**YOUR OBJECTIVE**
Please set down all the lines beneath this one exactly, without the pictures.

:::::

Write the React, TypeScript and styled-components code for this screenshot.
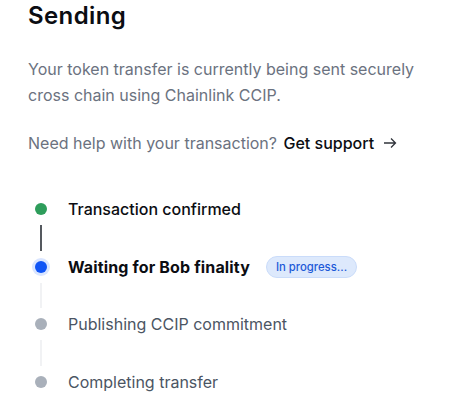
import React from 'react';
import styled, { createGlobalStyle } from 'styled-components';

type StepState = 'done' | 'active' | 'pending';

interface Step {
  label: string;
  state: StepState;
  badge?: string;
}

const steps: Step[] = [
  { label: 'Transaction confirmed', state: 'done' },
  { label: 'Waiting for Bob finality', state: 'active', badge: 'In progress...' },
  { label: 'Publishing CCIP commitment', state: 'pending' },
  { label: 'Completing transfer', state: 'pending' },
];

const ArrowIcon = () => (
  <svg width="14" height="14" viewBox="0 0 14 14" fill="none">
    <path d="M1 7h11.5M8 2.5L12.5 7 8 11.5" stroke="#30343b" strokeWidth="1.3" />
  </svg>
);

export default function App() {
  return (
    <>
      <GlobalStyle />
      <Page>
        <Title>Sending</Title>
        <Description>
          Your token transfer is currently being sent securely cross chain using Chainlink CCIP.
        </Description>
        <Help>
          Need help with your transaction? <SupportLink href="#">Get support</SupportLink>
          <Arrow>
            <ArrowIcon />
          </Arrow>
        </Help>

        <Timeline>
          {steps.map((step, i) => (
            <React.Fragment key={step.label}>
              {i > 0 && (
                <ConnectorRow>
                  <Connector $solid={steps[i - 1].state === 'done'} />
                </ConnectorRow>
              )}
              <StepRow>
                <DotCol>
                  <Dot $state={step.state} />
                </DotCol>
                <StepLabel $state={step.state}>{step.label}</StepLabel>
                {step.badge && <Badge>{step.badge}</Badge>}
              </StepRow>
            </React.Fragment>
          ))}
        </Timeline>
      </Page>
    </>
  );
}

const GlobalStyle = createGlobalStyle`
  html, body {
    margin: 0;
    padding: 0;
    background: #fff;
  }
  body {
    font-family: Inter, "Noto Sans", sans-serif;
    -webkit-font-smoothing: antialiased;
  }
`;

const Page = styled.div`
  padding: 0 28px;
  display: flex;
  flex-direction: column;
`;

const Title = styled.h1`
  margin: 0;
  font-size: 24px;
  line-height: 32px;
  font-weight: 600;
  color: #0b0d12;
  letter-spacing: 0.4px;
`;

const Description = styled.p`
  margin: 24px 0 0;
  font-size: 16px;
  line-height: 26px;
  color: #6b7280;
  max-width: 392px;
`;

const Help = styled.p`
  margin: 22px 0 0;
  font-size: 16px;
  line-height: 26px;
  color: #6b7280;
  display: flex;
  align-items: center;
  white-space: pre;
`;

const SupportLink = styled.a`
  color: #0b0d12;
  font-weight: 500;
  text-decoration: none;
  margin-left: 2px;
`;

const Arrow = styled.span`
  margin-left: 9px;
  display: inline-flex;
  align-items: center;
`;

const Timeline = styled.div`
  margin-top: 41px;
  display: flex;
  flex-direction: column;
`;

const StepRow = styled.div`
  display: flex;
  align-items: center;
  height: 24px;
`;

const DotCol = styled.div`
  width: 26px;
  display: flex;
  justify-content: center;
  margin-right: 14px;
`;

const dotColor: Record<StepState, string> = {
  done: '#2e9d5b',
  active: '#0f54f5',
  pending: '#a9b0ba',
};

const Dot = styled.span<{ $state: StepState }>`
  width: 12px;
  height: 12px;
  border-radius: 50%;
  background: ${(p) => dotColor[p.$state]};
  box-shadow: ${(p) => (p.$state === 'active' ? '0 0 0 3px #d9e5ff' : 'none')};
`;

const StepLabel = styled.span<{ $state: StepState }>`
  font-size: 16px;
  line-height: 24px;
  font-weight: ${(p) => (p.$state === 'active' ? 700 : p.$state === 'done' ? 500 : 400)};
  letter-spacing: ${(p) => (p.$state === 'active' ? '0.15px' : '0')};
  color: ${(p) => (p.$state === 'pending' ? '#4b5563' : '#0b0d12')};
`;

const Badge = styled.span`
  margin-left: 16px;
  height: 22px;
  padding: 0 9px;
  display: inline-flex;
  align-items: center;
  border-radius: 999px;
  background: #dde9fc;
  border: 1px solid #cadcfa;
  box-sizing: border-box;
  color: #1d5ad8;
  font-size: 11.3px;
  font-weight: 500;
`;

const ConnectorRow = styled.div`
  width: 26px;
  display: flex;
  justify-content: center;
  padding: 4px 0;
`;

const Connector = styled.span<{ $solid: boolean }>`
  width: 2px;
  height: 25.5px;
  background: ${(p) => (p.$solid ? '#55595f' : '#f1f2f4')};
`;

:::::

**RESPONSE TO THIS EXERCISE**
Write the React, TypeScript and styled-components code for this screenshot.
import React from 'react';
import styled, { createGlobalStyle } from 'styled-components';

type StepState = 'done' | 'active' | 'pending';

interface Step {
  label: string;
  state: StepState;
  badge?: string;
}

const steps: Step[] = [
  { label: 'Transaction confirmed', state: 'done' },
  { label: 'Waiting for Bob finality', state: 'active', badge: 'In progress...' },
  { label: 'Publishing CCIP commitment', state: 'pending' },
  { label: 'Completing transfer', state: 'pending' },
];

const ArrowIcon = () => (
  <svg width="14" height="14" viewBox="0 0 14 14" fill="none">
    <path d="M1 7h11.5M8 2.5L12.5 7 8 11.5" stroke="#30343b" strokeWidth="1.3" />
  </svg>
);

export default function App() {
  return (
    <>
      <GlobalStyle />
      <Page>
        <Title>Sending</Title>
        <Description>
          Your token transfer is currently being sent securely cross chain using Chainlink CCIP.
        </Description>
        <Help>
          Need help with your transaction? <SupportLink href="#">Get support</SupportLink>
          <Arrow>
            <ArrowIcon />
          </Arrow>
        </Help>

        <Timeline>
          {steps.map((step, i) => (
            <React.Fragment key={step.label}>
              {i > 0 && (
                <ConnectorRow>
                  <Connector $solid={steps[i - 1].state === 'done'} />
                </ConnectorRow>
              )}
              <StepRow>
                <DotCol>
                  <Dot $state={step.state} />
                </DotCol>
                <StepLabel $state={step.state}>{step.label}</StepLabel>
                {step.badge && <Badge>{step.badge}</Badge>}
              </StepRow>
            </React.Fragment>
          ))}
        </Timeline>
      </Page>
    </>
  );
}

const GlobalStyle = createGlobalStyle`
  html, body {
    margin: 0;
    padding: 0;
    background: #fff;
  }
  body {
    font-family: Inter, "Noto Sans", sans-serif;
    -webkit-font-smoothing: antialiased;
  }
`;

const Page = styled.div`
  padding: 0 28px;
  display: flex;
  flex-direction: column;
`;

const Title = styled.h1`
  margin: 0;
  font-size: 24px;
  line-height: 32px;
  font-weight: 600;
  color: #0b0d12;
  letter-spacing: 0.4px;
`;

const Description = styled.p`
  margin: 24px 0 0;
  font-size: 16px;
  line-height: 26px;
  color: #6b7280;
  max-width: 392px;
`;

const Help = styled.p`
  margin: 22px 0 0;
  font-size: 16px;
  line-height: 26px;
  color: #6b7280;
  display: flex;
  align-items: center;
  white-space: pre;
`;

const SupportLink = styled.a`
  color: #0b0d12;
  font-weight: 500;
  text-decoration: none;
  margin-left: 2px;
`;

const Arrow = styled.span`
  margin-left: 9px;
  display: inline-flex;
  align-items: center;
`;

const Timeline = styled.div`
  margin-top: 41px;
  display: flex;
  flex-direction: column;
`;

const StepRow = styled.div`
  display: flex;
  align-items: center;
  height: 24px;
`;

const DotCol = styled.div`
  width: 26px;
  display: flex;
  justify-content: center;
  margin-right: 14px;
`;

const dotColor: Record<StepState, string> = {
  done: '#2e9d5b',
  active: '#0f54f5',
  pending: '#a9b0ba',
};

const Dot = styled.span<{ $state: StepState }>`
  width: 12px;
  height: 12px;
  border-radius: 50%;
  background: ${(p) => dotColor[p.$state]};
  box-shadow: ${(p) => (p.$state === 'active' ? '0 0 0 3px #d9e5ff' : 'none')};
`;

const StepLabel = styled.span<{ $state: StepState }>`
  font-size: 16px;
  line-height: 24px;
  font-weight: ${(p) => (p.$state === 'active' ? 700 : p.$state === 'done' ? 500 : 400)};
  letter-spacing: ${(p) => (p.$state === 'active' ? '0.15px' : '0')};
  color: ${(p) => (p.$state === 'pending' ? '#4b5563' : '#0b0d12')};
`;

const Badge = styled.span`
  margin-left: 16px;
  height: 22px;
  padding: 0 9px;
  display: inline-flex;
  align-items: center;
  border-radius: 999px;
  background: #dde9fc;
  border: 1px solid #cadcfa;
  box-sizing: border-box;
  color: #1d5ad8;
  font-size: 11.3px;
  font-weight: 500;
`;

const ConnectorRow = styled.div`
  width: 26px;
  display: flex;
  justify-content: center;
  padding: 4px 0;
`;

const Connector = styled.span<{ $solid: boolean }>`
  width: 2px;
  height: 25.5px;
  background: ${(p) => (p.$solid ? '#55595f' : '#f1f2f4')};
`;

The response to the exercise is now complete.